Ald. Allan Streeter (17th) called for a boycott of the Sun-Times. The City Council’s human relations committee scheduled a hearing. Even Mayor Richard M. Daley piled on. Operation PUSH asked to meet with the publisher. Talk radio lit up — some condemning the story, others denouncing “political correctness.”
McNamee apologized. Employees were all given sensitivity training. Time reduces the sting, somewhat.
“It is still a sensitive topic for me,” McNamee said recently. “If Don Hayner had not given me great advice at that time — don’t do anything rash, this too shall pass — I might have quit. It’s not great to have the mayor and City Council declaring you’re a racist, especially when you’ve grown up in Chicago in a particularly racially charged environment on the Southwest Side and spent your young life trying to be a better man than all that.”

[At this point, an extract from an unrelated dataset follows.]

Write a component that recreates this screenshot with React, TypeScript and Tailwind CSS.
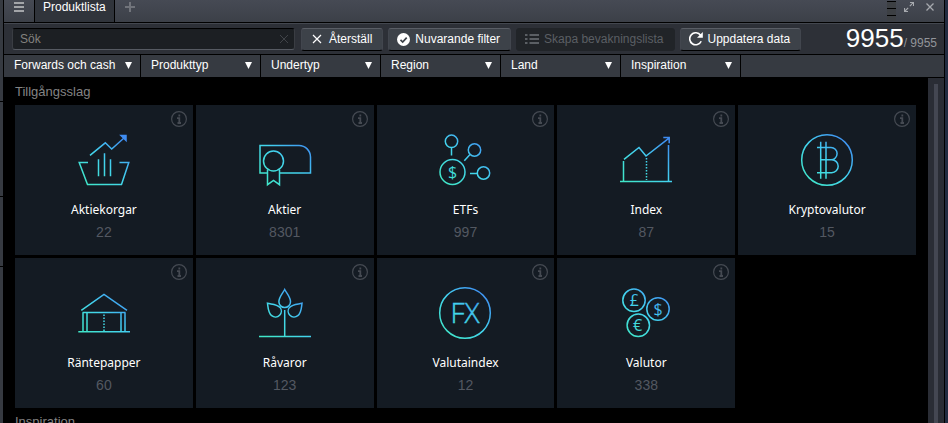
import { useState, type ReactNode } from "react";

const glyph = {
  fontFamily: '"Open Sans", "Noto Sans", sans-serif',
  fill: "url(#glow)",
  stroke: "none",
  textAnchor: "middle" as const,
};

const BasketIcon = (
  <>
    <path d="M14 24.3 29.3 11.8 35.7 18 48 7" />
    <path d="M45 4.5h5v5z" fill="url(#glow)" />
    <path d="M12 31.5H3.2l8.3 22h34l7.3-22h-9.3M22.5 28.3v17M28.5 22.3v23M34.5 28.3v17" />
  </>
);

const CertificateIcon = (
  <>
    <path d="M10.5 42H3V14.5h39a11.5 11.5 0 0 1 11.5 11.5v16H23" />
    <circle cx="16.5" cy="30" r="10" />
    <path d="M10.5 38.7v15l6-4.2 6 4.2v-15" />
  </>
);

const NetworkIcon = (
  <>
    <circle cx="15.5" cy="41" r="12.5" />
    <circle cx="14.5" cy="10.3" r="6.2" />
    <circle cx="37.5" cy="19" r="6.2" />
    <circle cx="46.5" cy="42" r="6.2" />
    <path d="M14.5 17v7.5M33 23.5l-5.7 6.3M33 42.5h7" />
    <text x="15.5" y="46.8" fontSize="16" style={glyph}>$</text>
  </>
);

const IndexIcon = (
  <>
    <path d="M2 50.5h52M5.5 30v20M50.5 14v36" />
    <path d="M6 28.3 21 16.5 28 25 51 7.2M45.3 6.5h5.9v5.8" />
    <path d="M28.5 27v22" strokeDasharray="1.5 1.5" />
  </>
);

const CryptoIcon = (
  <>
    <circle cx="28" cy="29" r="25.3" />
    <path d="M21.7 10.7v37M27 10.7v37M18 16.5h14a6.1 6.1 0 0 1 0 12.2H21.7M32 28.7h.7a6.5 6.5 0 0 1 0 13H18" />
  </>
);

const BankIcon = (
  <>
    <path d="M5.3 26.3 28 10.5 51 26.3" />
    <path d="M6.5 28.5h43M2.3 47.7H54M7 28.5v19M11 28.5v19M45 28.5v19M49 28.5v19" />
    <path d="M28 30.5v17" strokeDasharray="1.5 1.5" />
  </>
);

const PlantIcon = (
  <>
    <path d="M2 52.5h52M27.7 26v26" />
    <path d="M27.7 5.5c-2 4-5.8 7.5-5.8 12.3a5.8 5.8 0 0 0 11.6 0c0-4.8-3.8-8.3-5.8-12.3z" />
    <path d="M10.5 19.3c.6 4.5.6 9.5 4.2 12.4a5.9 5.9 0 0 0 8.3-8.3C19.8 20 15 20.3 10.5 19.3z" />
    <path d="M45 19.3c-.6 4.5-.6 9.5-4.2 12.4a5.9 5.9 0 0 1-8.3-8.3C35.7 20 40.5 20.3 45 19.3z" />
  </>
);

const FxIcon = (
  <>
    <circle cx="28" cy="29" r="25.3" />
    <text x="28" y="39.3" fontSize="28" fontWeight="300" style={{ ...glyph, stroke: "url(#glow)", strokeWidth: 0.4 }}>
      FX
    </text>
  </>
);

const CurrenciesIcon = (
  <>
    <circle cx="16" cy="16.3" r="11.2" />
    <circle cx="40" cy="25" r="11.2" />
    <circle cx="20.3" cy="41.3" r="11.2" />
    <text x="16.3" y="22" fontSize="16" style={glyph}>£</text>
    <text x="40" y="30.7" fontSize="16" style={glyph}>$</text>
    <text x="19.5" y="47" fontSize="16" style={glyph}>€</text>
  </>
);

const assets: { name: string; count: number; icon: ReactNode }[] = [
  { name: "Aktiekorgar", count: 22, icon: BasketIcon },
  { name: "Aktier", count: 8301, icon: CertificateIcon },
  { name: "ETFs", count: 997, icon: NetworkIcon },
  { name: "Index", count: 87, icon: IndexIcon },
  { name: "Kryptovalutor", count: 15, icon: CryptoIcon },
  { name: "Räntepapper", count: 60, icon: BankIcon },
  { name: "Råvaror", count: 123, icon: PlantIcon },
  { name: "Valutaindex", count: 12, icon: FxIcon },
  { name: "Valutor", count: 338, icon: CurrenciesIcon },
];

const filters = ["Forwards och cash", "Produkttyp", "Undertyp", "Region", "Land", "Inspiration"];

function AssetCard({ name, count, icon }: { name: string; count: number; icon: ReactNode }) {
  return (
    <li className="relative bg-[#141b23]">
      <button type="button" className="flex h-[150px] w-full flex-col items-center pt-[26px]">
        <svg
          className="size-14 shrink-0"
          viewBox="0 0 56 56"
          fill="none"
          stroke="url(#glow)"
          strokeWidth="1.5"
          aria-hidden="true"
        >
          {icon}
        </svg>
        <span className="mt-[15px] font-['Noto_Sans','Open_Sans',sans-serif] text-xs leading-4 text-white">{name}</span>
        <span className="mt-1 text-sm leading-5 text-[#535861]">{count}</span>
      </button>
      <button type="button" aria-label={`Om ${name}`} className="absolute top-1.5 right-1.5 size-4 text-[#454a52]">
        <svg viewBox="0 0 16 16" fill="none" stroke="currentColor" aria-hidden="true">
          <circle cx="8" cy="8" r="7.4" strokeWidth="1.2" />
          <path d="M8.3 3.5v2M6 7.2h2.3v5M6.5 12h3.5" strokeWidth="1.8" />
        </svg>
      </button>
    </li>
  );
}

function ToolButton({ icon, children, disabled }: { icon: ReactNode; children: ReactNode; disabled?: boolean }) {
  return (
    <button
      type="button"
      disabled={disabled}
      className="flex h-[23px] shrink-0 items-center gap-[5px] rounded-[3px] border border-t-[#5a5e66] border-x-[#42464e] border-b-black bg-[#3d4249] pr-2.5 pl-2 whitespace-nowrap text-white disabled:border-[#212428] disabled:bg-[#212428] disabled:text-[#5b5f64]"
    >
      {icon}
      {children}
    </button>
  );
}

export default function App() {
  const [query, setQuery] = useState("");

  return (
    <div className="flex h-screen overflow-hidden bg-black font-['Liberation_Sans',Arial,sans-serif] text-xs text-white">
      <svg className="absolute size-0" aria-hidden="true">
        <defs>
          <linearGradient id="glow" gradientUnits="userSpaceOnUse" x1="8" y1="52" x2="48" y2="8">
            <stop offset="0" stopColor="#40e6c8" />
            <stop offset="0.5" stopColor="#43d3ee" />
            <stop offset="1" stopColor="#3f8df2" />
          </linearGradient>
        </defs>
      </svg>

      <div className="mr-px flex w-[3px] shrink-0 flex-col gap-px">
        <div className="h-[101px] bg-[#363a41]" />
        <div className="h-[94px] bg-[#363a41]" />
        <div className="h-[69px] bg-[#363a41]" />
        <div className="flex-1 bg-[#363a41]" />
      </div>

      <section className="flex min-w-0 flex-1 flex-col">
        <header className="flex h-[23px] shrink-0 border-b border-black bg-linear-to-b from-[#464a54] to-[#3c4048]">
          <button type="button" aria-label="Meny" className="w-[31px] border-r border-black pb-2 pl-2.5 text-[#a3a5a9]">
            <svg className="size-2.5" viewBox="0 0 10 10" stroke="currentColor" strokeWidth="2" aria-hidden="true">
              <path d="M0 1h10M0 5h10M0 9h10" />
            </svg>
          </button>
          <button type="button" className="border-r border-black bg-[#30343b] px-2 pb-2 leading-3.5 text-white">
            Produktlista
          </button>
          <button type="button" aria-label="Ny flik" className="pb-2 pl-2.5 text-[#71747b]">
            <svg className="size-2.5" viewBox="0 0 10 10" stroke="currentColor" strokeWidth="2" aria-hidden="true">
              <path d="M0 5h10M5 0v10" />
            </svg>
          </button>
          <div className="ml-auto flex items-start gap-2 pr-2.5 text-[#a6a9ae]">
            <svg className="h-[21px] w-[9px]" viewBox="0 0 9 21" aria-hidden="true">
              <path d="M0 1h9v20H0z" fill="#3d4044" />
              <path d="M0 1.5h9M0 8.5h9M0 15.5h9" stroke="#000" />
            </svg>
            <button type="button" aria-label="Maximera" className="pt-0.5">
              <svg className="size-2.5" viewBox="0 0 10 10" fill="none" stroke="currentColor" strokeWidth="1.2" aria-hidden="true">
                <path d="M6 .5h3.5V4M9.5.5 5.8 4.2M4 9.5H.5V6M.5 9.5l3.7-3.7" />
              </svg>
            </button>
            <button type="button" aria-label="Stäng" className="pt-[3px] pl-1">
              <svg className="size-2" viewBox="0 0 8 8" stroke="currentColor" strokeWidth="1.3" aria-hidden="true">
                <path d="m.5.5 7 7m0-7-7 7" />
              </svg>
            </button>
          </div>
        </header>

        <div className="flex h-8 shrink-0 items-center gap-[5px] border-t border-b border-t-[#43474f] border-b-black bg-[#2d3037] pr-[7px] pl-2">
          <div className="relative mr-px h-[22px] w-[283px]">
            <input
              type="text"
              aria-label="Sök"
              placeholder="Sök"
              value={query}
              onChange={(event) => setQuery(event.target.value)}
              className="block h-full w-full rounded-[3px] border border-x-[#3a3d43] border-t-black border-b-[#565a62] bg-[#1c1f23] pr-6 pl-[7px] outline-none placeholder:text-[#83827f]"
            />
            <button
              type="button"
              aria-label="Rensa sökning"
              onClick={() => setQuery("")}
              className="absolute top-[7px] right-[7px] text-[#404348]"
            >
              <svg className="size-2" viewBox="0 0 8 8" stroke="currentColor" aria-hidden="true">
                <path d="m0 0 8 8m0-8-8 8" />
              </svg>
            </button>
          </div>
          <ToolButton
            icon={
              <svg className="mx-0.5 size-2.5" viewBox="0 0 10 10" stroke="currentColor" strokeWidth="1.2" aria-hidden="true">
                <path d="m1 1 8 8m0-8L1 9" />
              </svg>
            }
          >
            Återställ
          </ToolButton>
          <ToolButton
            icon={
              <svg className="size-[13px]" viewBox="0 0 13 13" fill="none" aria-hidden="true">
                <circle cx="6.5" cy="6.5" r="6.5" fill="currentColor" />
                <path d="M3.5 6.8 5.7 9l4-4.3" stroke="#3d4249" strokeWidth="1.7" />
              </svg>
            }
          >
            Nuvarande filter
          </ToolButton>
          <ToolButton
            disabled
            icon={
              <svg className="h-3 w-3.5" viewBox="0 0 14 12" stroke="currentColor" strokeWidth="2" aria-hidden="true">
                <path d="M0 2h2.5M4.5 2H14M0 6h2.5M4.5 6H14M0 10h2.5M4.5 10H14" />
              </svg>
            }
          >
            Skapa bevakningslista
          </ToolButton>
          <ToolButton
            icon={
              <svg className="size-3.5" viewBox="0 0 14 14" fill="none" stroke="currentColor" strokeWidth="1.6" aria-hidden="true">
                <path d="M12.2 9.2A6 6 0 1 1 11.6 3.3" />
                <path d="M13.8 0v5.8H8z" fill="currentColor" stroke="none" />
              </svg>
            }
          >
            Uppdatera data
          </ToolButton>
          <p className="ml-auto pt-0.5 leading-7 whitespace-nowrap text-[#92959a]">
            <span className="text-[26px] text-white">9955</span>/ 9955
          </p>
        </div>

        <div className="flex h-[22px] shrink-0 bg-[#363a41]">
          {filters.map((name) => (
            <div key={name} className="relative w-[120px] border-r border-black first:w-[137px]">
              <select
                aria-label={name}
                className="block h-5 w-full appearance-none bg-transparent pr-5 pl-2.5 text-white outline-none"
              >
                <option>{name}</option>
              </select>
              <svg
                className="pointer-events-none absolute top-[7px] right-2 size-[7px]"
                viewBox="0 0 7 7"
                fill="currentColor"
                aria-hidden="true"
              >
                <path d="M0 0h7L3.5 7z" />
              </svg>
            </div>
          ))}
        </div>

        <div className="flex min-h-0 flex-1">
          <main className="min-w-0 flex-1 overflow-hidden pr-3 pl-[11px]">
            <h2 className="pt-[7px] pb-[5px] text-[13px] leading-4 text-[#848484]">Tillgångsslag</h2>
            <ul className="grid grid-cols-5 gap-[3px]">
              {assets.map((asset) => (
                <AssetCard key={asset.name} {...asset} />
              ))}
            </ul>
            <h2 className="pt-1.5 text-[13px] leading-4 text-[#848484]">Inspiration</h2>
          </main>
          <div className="mt-px w-4 shrink-0 bg-[#2a2d35] px-1.5 pt-1.5">
            <div className="h-full w-1 bg-[#444752]" />
          </div>
        </div>
      </section>

      <div className="w-1 shrink-0 border-l border-black bg-[#222c41]" />
    </div>
  );
}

McNamee eloquently encapsulated why mistakes should not be buried but examined.
“I learned from this, though,” he said. “I learned I had a cultural blind spot. It never occurred to me how others might read that silly column, how they might hear a dog whistle that was not there — and the only cure is to listen to others (others of good will) and be open to it. I have always thought it later made me a better editorial page editor; I loved and felt secure in the racial and ethnic diversity of our board, having learned the hard way that we all made each other better — and saved each other’s ass. The experience made me a little bit quicker to stand up for others who, in my view, were being labeled and judged unfairly.”
No more room for errors
Of course I couldn’t include them all, from the Sun-Times repackaging essays of Pope John Paul II and pretending they were columns written especially for the paper, until the Vatican demanded we stop, to Wally the Wall-eyed Pike, a cartoon fish that was to direct readers to highlights in that day’s paper.
Send in your nominations, and I may collect them in a future column. (And yes, by all means, suggest “giving you a column in the first place, Steinberg” as the biggest blunder the paper ever committed. Though you’ll have to get in line.)